[Entries from a dataset]
⟨

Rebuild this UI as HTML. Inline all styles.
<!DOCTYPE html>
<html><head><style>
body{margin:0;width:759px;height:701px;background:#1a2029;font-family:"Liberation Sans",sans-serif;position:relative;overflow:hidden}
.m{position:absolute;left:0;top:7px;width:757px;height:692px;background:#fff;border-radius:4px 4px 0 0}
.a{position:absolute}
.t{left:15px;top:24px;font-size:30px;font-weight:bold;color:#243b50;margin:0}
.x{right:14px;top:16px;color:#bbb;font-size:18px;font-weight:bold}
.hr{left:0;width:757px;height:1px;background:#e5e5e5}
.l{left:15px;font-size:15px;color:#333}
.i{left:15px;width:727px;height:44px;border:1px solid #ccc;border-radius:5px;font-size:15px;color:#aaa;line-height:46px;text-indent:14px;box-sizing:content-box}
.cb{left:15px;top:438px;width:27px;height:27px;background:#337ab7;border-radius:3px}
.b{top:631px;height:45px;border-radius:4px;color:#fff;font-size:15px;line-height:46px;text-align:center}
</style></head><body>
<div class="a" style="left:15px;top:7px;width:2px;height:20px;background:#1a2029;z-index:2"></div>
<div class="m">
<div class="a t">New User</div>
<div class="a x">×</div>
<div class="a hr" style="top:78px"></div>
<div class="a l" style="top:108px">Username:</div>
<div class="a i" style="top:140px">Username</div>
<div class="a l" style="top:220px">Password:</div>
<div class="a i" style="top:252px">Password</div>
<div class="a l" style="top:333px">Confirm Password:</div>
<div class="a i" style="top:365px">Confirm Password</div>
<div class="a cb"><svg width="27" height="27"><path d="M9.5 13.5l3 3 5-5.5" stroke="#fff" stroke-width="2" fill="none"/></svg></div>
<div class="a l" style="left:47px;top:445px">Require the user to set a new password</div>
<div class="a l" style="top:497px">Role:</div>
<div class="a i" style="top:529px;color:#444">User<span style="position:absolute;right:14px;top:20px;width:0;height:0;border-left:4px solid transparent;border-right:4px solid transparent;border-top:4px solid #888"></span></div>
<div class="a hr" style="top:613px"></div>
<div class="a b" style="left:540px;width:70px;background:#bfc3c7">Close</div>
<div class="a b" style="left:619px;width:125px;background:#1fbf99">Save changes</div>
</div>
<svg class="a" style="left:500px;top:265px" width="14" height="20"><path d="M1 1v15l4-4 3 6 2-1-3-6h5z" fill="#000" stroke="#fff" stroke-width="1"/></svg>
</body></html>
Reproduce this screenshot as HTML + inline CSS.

⟩

(WHAT TO PRODUCE) Return each line of the data exactly as written above.

(PROBLEM SOLUTION)
Rebuild this UI as HTML. Inline all styles.
<!DOCTYPE html>
<html><head><style>
body{margin:0;width:759px;height:701px;background:#1a2029;font-family:"Liberation Sans",sans-serif;position:relative;overflow:hidden}
.m{position:absolute;left:0;top:7px;width:757px;height:692px;background:#fff;border-radius:4px 4px 0 0}
.a{position:absolute}
.t{left:15px;top:24px;font-size:30px;font-weight:bold;color:#243b50;margin:0}
.x{right:14px;top:16px;color:#bbb;font-size:18px;font-weight:bold}
.hr{left:0;width:757px;height:1px;background:#e5e5e5}
.l{left:15px;font-size:15px;color:#333}
.i{left:15px;width:727px;height:44px;border:1px solid #ccc;border-radius:5px;font-size:15px;color:#aaa;line-height:46px;text-indent:14px;box-sizing:content-box}
.cb{left:15px;top:438px;width:27px;height:27px;background:#337ab7;border-radius:3px}
.b{top:631px;height:45px;border-radius:4px;color:#fff;font-size:15px;line-height:46px;text-align:center}
</style></head><body>
<div class="a" style="left:15px;top:7px;width:2px;height:20px;background:#1a2029;z-index:2"></div>
<div class="m">
<div class="a t">New User</div>
<div class="a x">×</div>
<div class="a hr" style="top:78px"></div>
<div class="a l" style="top:108px">Username:</div>
<div class="a i" style="top:140px">Username</div>
<div class="a l" style="top:220px">Password:</div>
<div class="a i" style="top:252px">Password</div>
<div class="a l" style="top:333px">Confirm Password:</div>
<div class="a i" style="top:365px">Confirm Password</div>
<div class="a cb"><svg width="27" height="27"><path d="M9.5 13.5l3 3 5-5.5" stroke="#fff" stroke-width="2" fill="none"/></svg></div>
<div class="a l" style="left:47px;top:445px">Require the user to set a new password</div>
<div class="a l" style="top:497px">Role:</div>
<div class="a i" style="top:529px;color:#444">User<span style="position:absolute;right:14px;top:20px;width:0;height:0;border-left:4px solid transparent;border-right:4px solid transparent;border-top:4px solid #888"></span></div>
<div class="a hr" style="top:613px"></div>
<div class="a b" style="left:540px;width:70px;background:#bfc3c7">Close</div>
<div class="a b" style="left:619px;width:125px;background:#1fbf99">Save changes</div>
</div>
<svg class="a" style="left:500px;top:265px" width="14" height="20"><path d="M1 1v15l4-4 3 6 2-1-3-6h5z" fill="#000" stroke="#fff" stroke-width="1"/></svg>
</body></html>
Reproduce this screenshot as HTML + inline CSS.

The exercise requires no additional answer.